The National Hurricane Center says Hurricane Dorian has slightly weakened, but is expected to move over Nova Scotia and Newfoundland “with hurricane-force winds” Saturday. Dorian is moving with maximum sustained winds of 140 kilometers per hour.
Before reaching Canada, however, Dorian continues moving over extreme southeastern Massachusetts, before moving into Maine Saturday afternoon.
Dorian made landfall over Cape Hatteras, North Carolina, Friday morning after weakening into a Category 1 storm and generating tornadoes, severe storm surges and flooding in coastal areas in North and South Carolina.
After landfall, Dorian began moving out into the Atlantic ocean and continued its trek up the U.S. eastern seaboard, the NHC said.
North Carolina Governor Roy Cooper said there was “significant concern about hundreds of people trapped on Ocracoke Island” in the Outer Banks region.

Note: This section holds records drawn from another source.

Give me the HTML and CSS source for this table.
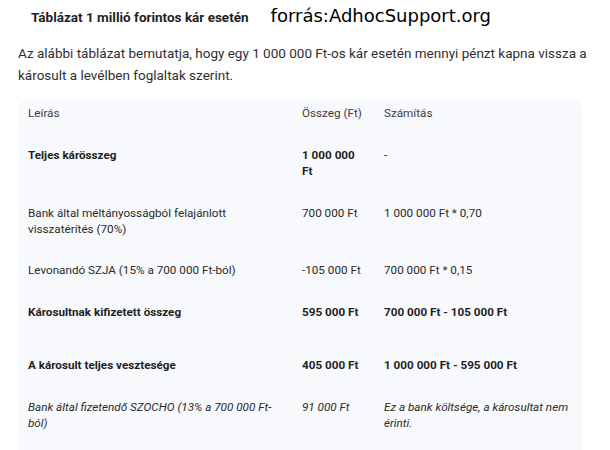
FILE: index.html
```html
<!DOCTYPE html>
<html lang="hu">
<head>
<meta charset="utf-8">
<link rel="stylesheet" href="styles.css">
</head>
<body>
<div class="top">
  <h2 class="title">Táblázat 1 millió forintos kár esetén</h2>
  <span class="source">forrás:AdhocSupport.org</span>
</div>
<p class="intro">Az alábbi táblázat bemutatja, hogy egy 1&nbsp;000&nbsp;000 Ft-os kár esetén mennyi pénzt kapna vissza a károsult a levélben foglaltak szerint.</p>
<div class="card">
<table class="tbl">
  <colgroup><col class="c1"><col class="c2"><col class="c3"></colgroup>
  <thead>
    <tr><th>Leírás</th><th>Összeg (Ft)</th><th>Számítás</th></tr>
  </thead>
  <tbody>
    <tr class="b"><td>Teljes kárösszeg</td><td>1&nbsp;000&nbsp;000 Ft</td><td class="n">-</td></tr>
    <tr><td>Bank által méltányosságból felajánlott visszatérítés (70%)</td><td>700&nbsp;000 Ft</td><td>1&nbsp;000&nbsp;000 Ft * 0,70</td></tr>
    <tr><td>Levonandó SZJA (15% a 700&nbsp;000 Ft-ból)</td><td>-105&nbsp;000 Ft</td><td>700&nbsp;000 Ft * 0,15</td></tr>
    <tr class="b tall"><td>Károsultnak kifizetett összeg</td><td>595&nbsp;000 Ft</td><td>700&nbsp;000 Ft - 105&nbsp;000 Ft</td></tr>
    <tr class="b"><td>A károsult teljes vesztesége</td><td>405&nbsp;000 Ft</td><td>1&nbsp;000&nbsp;000 Ft - 595&nbsp;000 Ft</td></tr>
    <tr class="i"><td>Bank által fizetendő SZOCHO (13% a 700&nbsp;000 Ft-ból)</td><td>91&nbsp;000 Ft</td><td>Ez a bank költsége, a károsultat nem érinti.</td></tr>
  </tbody>
</table>
</div>
</body>
</html>
```
FILE: styles.css
```css
html, body {
  margin: 0;
  padding: 0;
  background: #ffffff;
}
body {
  font-family: Roboto, "Noto Sans", sans-serif;
  color: #1f1f1f;
  width: 610px;
  height: 450px;
  overflow: hidden;
}
.top {
  display: flex;
  align-items: baseline;
  padding: 5px 0 0 31px;
  gap: 22px;
  line-height: 22px;
}
.title {
  margin: 0;
  font-size: 13.5px;
  font-weight: 700;
  color: #1f1f1f;
}
.source {
  font-family: "DejaVu Sans", sans-serif;
  font-size: 18px;
  color: #000;
}
.intro {
  margin: 14px 0 0 18px;
  width: 580px;
  font-size: 13.5px;
  line-height: 22px;
  color: #2f2f2f;
}
.card {
  margin: 13px 0 0 18px;
  width: 565px;
  background: #f8f9fc;
  border-radius: 12px;
  padding-bottom: 20px;
}
.tbl {
  width: 100%;
  border-collapse: collapse;
  table-layout: fixed;
  font-size: 11.7px;
  line-height: 16px;
  color: #2a2a2a;
}
.c1 { width: 284px; }
.c2 { width: 82px; }
.tbl th {
  font-weight: 400;
  text-align: left;
  padding: 6px 12px 13px 0;
  color: #3c3c3c;
  vertical-align: top;
}
.tbl td {
  padding: 13px 12px 13px 0;
  vertical-align: top;
}
.tbl tbody tr:nth-child(2) td { padding-bottom: 12px; }
.tbl th:nth-child(2), .tbl td:nth-child(2) { padding-right: 20px; }
.tbl th:last-child, .tbl td:last-child { padding-right: 8px; }
.tbl th:first-child, .tbl td:first-child {
  padding-left: 10px;
}
.tbl tr.b td {
  font-weight: 700;
  color: #1f1f1f;
}
.tbl tr.b td.n { font-weight: 400; }
.tbl tr.tall td { padding-bottom: 24px; }
.tbl tr.i td { font-style: italic; }
```
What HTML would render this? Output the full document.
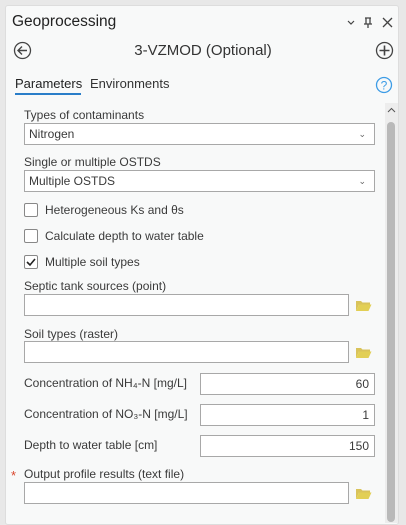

Steve Harris, who has been on Ocracoke for most of the last 19 years, said, “We went from almost no water to four to six feet in a matter of minutes.”
Before making landfall in the U.S., Dorian devastated the Bahamas were thousands of people have begun the long and painful struggle to rebuild their lives following the onslaught of the extremely powerful Category 5 storm.
International search and rescue teams are looking for survivors.
The death toll in the Bahamas is 43, but is expected to rise significantly.